06/06/2005

Bruce Springsteen

Palalottomatica Arena, Roma


I demoni e la polvere attendono, pazienti, che il loro cantore arrivi sul palco. Tra un vecchio blues di John Lee Hooker e una delle poesie meno conosciute di Bob Dylan, aspettiamo tutti che il nostro cantore arrivi sul palco. L’aria condizionata nel Palalottomatica non potrebbe essere più pesante, carica di tensione che aspetta solo di liberarsi con lo spegnersi delle luci e i primi accordi del menestrello del New Jersey.
Con una buona mezz’ora di ritardo, Bruce Springsteen calpesta, lento, il suolo della sua arena. Sembrano i passi di un vecchio e stanco cow-boy, con gli stivali impolverati e la melodia di “C’era una volta il west” ad accompagnarlo fino alla sua fedele platea, insolitamente comoda per un concerto rock.

Ma Bruce, stasera, non parlerà di rock e, infatti, invita subito tutti al silenzio. Lo aveva annunciato e ce lo aspettavamo. “Lasciatemi cantare in silenzio questa canzone che è un omaggio al maestro Morricone”. In un italiano perfezionato, Springsteen cerca subito di impostare il tono della sua esibizione: niente foto, flash, ma soprattutto niente urla e applausi prolungati. Quando comincia a suonare la versione “morriconiana” di “I’m On Fire” al banjo, tutto il palazzetto si ammutolisce di colpo: qualcuno piange già.
Per una notte, “The Boss” è completamente nudo, in quello che, forse, è il concerto più difficile e insidioso della sua carriera. Non c’è più la spensieratezza di “Born To Run” suonata a tutto volume in uno stadio insieme ai suoi fidi compagni. Ora Bruce Springsteen è solo, con la sua chitarra acustica e con in mano l’illusione del sogno americano.

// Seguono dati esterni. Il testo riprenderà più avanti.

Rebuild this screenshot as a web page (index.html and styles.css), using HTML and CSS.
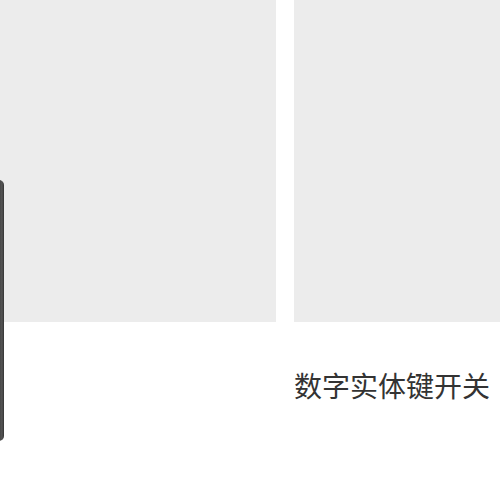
FILE: index.html
```html
<!DOCTYPE html>
<html lang="zh">
<head>
<meta charset="utf-8">
<link rel="stylesheet" href="styles.css">
</head>
<body>
<div class="page">
  <div class="panels">
    <div class="panel panel-left"></div>
    <div class="panel panel-right"></div>
  </div>
  <div class="caption-row">
    <div class="caption">数字实体键开关</div>
  </div>
  <div class="device-edge"></div>
</div>
</body>
</html>
```
FILE: styles.css
```css
html, body {
  margin: 0;
  padding: 0;
  background: #ffffff;
}
.page {
  position: relative;
  width: 500px;
  height: 500px;
  overflow: hidden;
}
.panels {
  display: flex;
  gap: 18px;
  height: 322px;
}
.panel {
  background: #ececec;
  height: 100%;
}
.panel-left {
  width: 276px;
  flex: none;
}
.panel-right {
  flex: 1;
}
.caption-row {
  padding-left: 294px;
  padding-top: 44px;
}
.caption {
  font-family: "Noto Sans CJK SC", "Noto Sans", sans-serif;
  font-size: 28px;
  line-height: 38px;
  color: #333333;
  white-space: nowrap;
}
.device-edge {
  position: absolute;
  left: -10px;
  top: 180px;
  width: 14px;
  height: 261px;
  border-radius: 0 5px 5px 0;
  background: linear-gradient(to right, #2a2a2a 0%, #3a3a3a 60%, #555555 85%, #333333 100%);
  filter: blur(0.6px);
}
```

“Reason To Believe” diventa, perciò, straziante con la sua voce a gracchiare in un vecchio microfono, neanche fossimo in uno dei sogni terrificanti di Tom Waits... Forse non c’è più ragione di credere, di avere fede negli ideali di un paese che non lo rappresenta più. Povero, vecchio Bruce: sei già diventato il poeta di una generazione messa da parte.
Allora, spazio al nuovo disco, per cercare di dare voce a chi non ce l’ha più. I senza casa di “Matamoros Banks”. Le madri scomparse di “Silver Palomino”. Il pugile di “The Hitter”.
Prevalgono brani intimi, dolenti che portano il grande e grosso “Boss” fino alle lacrime.
Da eterno ribelle a cauto padre di famiglia, Springsteen si avvia al pianoforte per dedicare a tutti i genitori una bellissima “Incident On 57th Street”. Quello di stasera è un concerto particolare, e Bruce fa uno strappo alla regola annunciata all’inizio del tour. E’ vero, non abbiamo ascoltato nessuna versione acustica di “Thunder Road”, ma “The River” e “Racing In The Street” hanno brillato in tutto il loro nostalgico splendore.

E il suo adorato e fedele pubblico? “The Boss” non dimentica quanto abbia voglia di alzarsi da queste maledette sedie scomode e, ogni tanto, suona la carica. Nonostante un problema alle corde che lo costringe a cambiare chitarra, la nuova “All The Way Home” riesce a coinvolgere il pubblico in una maniera repentina quanto impressionante. Bruce Springsteen resta sempre un vero cuore rock and roll e, tra i bis, offre una divertentissima versione campestre di “Ramrod”. A questo punto nemmeno lui può far nulla contro una folla divenuta sempre più rumorosa ed eccitata. Le sedie scomode sono un vecchio ricordo: Bruce Springsteen va visto con il petto quasi schiacciato contro il palco, con le mani tese per cercare di toccare il suo mito a stelle e strisce.
Lui se la ride, divertito, ma di saltare e cantare a squarciagola non se ne parla. “Ecco i miei figli”. In fondo, Bruce è come un secondo padre. Ma i figli devono contenere i loro ardori, perché è il turno della scheletrica, emotiva versione di “The Promised Land”.

“Once More”, grida Springsteen. Altra canzone, altra emozione incontrollabile. L’organo parte, religioso, liturgico. “Dream Baby Dream” è tutta per la sua voce potente che avvolge Roma come un calore interno che, all’improvviso, ti scoppia dentro.
Il concerto è finito, forse troppo presto, forse troppo tardi: il senso del tempo non ha più senso ormai, perché il tempo di queste emozioni è troppo difficile da misurare.